Many of the student's parents commented on my weight loss.  
"You look beautiful!"
"How much weight have you lost? It's very noticeable!"

I thanked them and was feeling very good about myself.  

Until one child commented.
"Haha, what a fat Snow White. She isn't supposed to be fat. Why is she so fat?"

I immediately told her it was unkind to talk to someone like that and she should stop. She of course realized she had said something rude and stopped.  Still that comment stayed with me for the rest of the parade. Suddenly, I no longer felt beautiful and confident. I felt insecure about the rolls or lumps that might be showing through the costume. I worried that people were asking themselves what on earth possessed that fat girl to wear a princess costume when clearly she was no princess. 

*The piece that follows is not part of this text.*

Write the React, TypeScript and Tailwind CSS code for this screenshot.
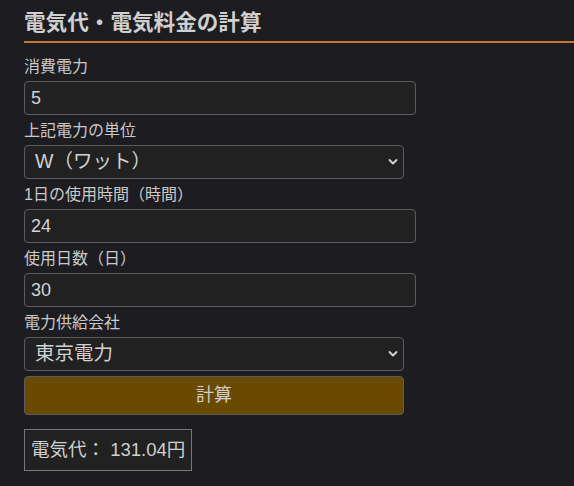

Then I thought some more about it. Why is it that one insensitive comment is enough to derail 5 or 6 validating comments from people who understand the struggle of weight loss.  I learned a very valuable lesson about self esteem today.  Even though I continue to feel better about myself and my weight loss, I still have a lot of work to do. I need to learn how to be happy with my body no matter what size it is, or how it looks. I cannot wait for the day where I look in the mirror and don't immediately see flaws and imperfections. I want to embrace those things about myself and be myself.  Here's to completing my journey! I have come to far to give up now!  :) 

Liz from Japan (Akane20)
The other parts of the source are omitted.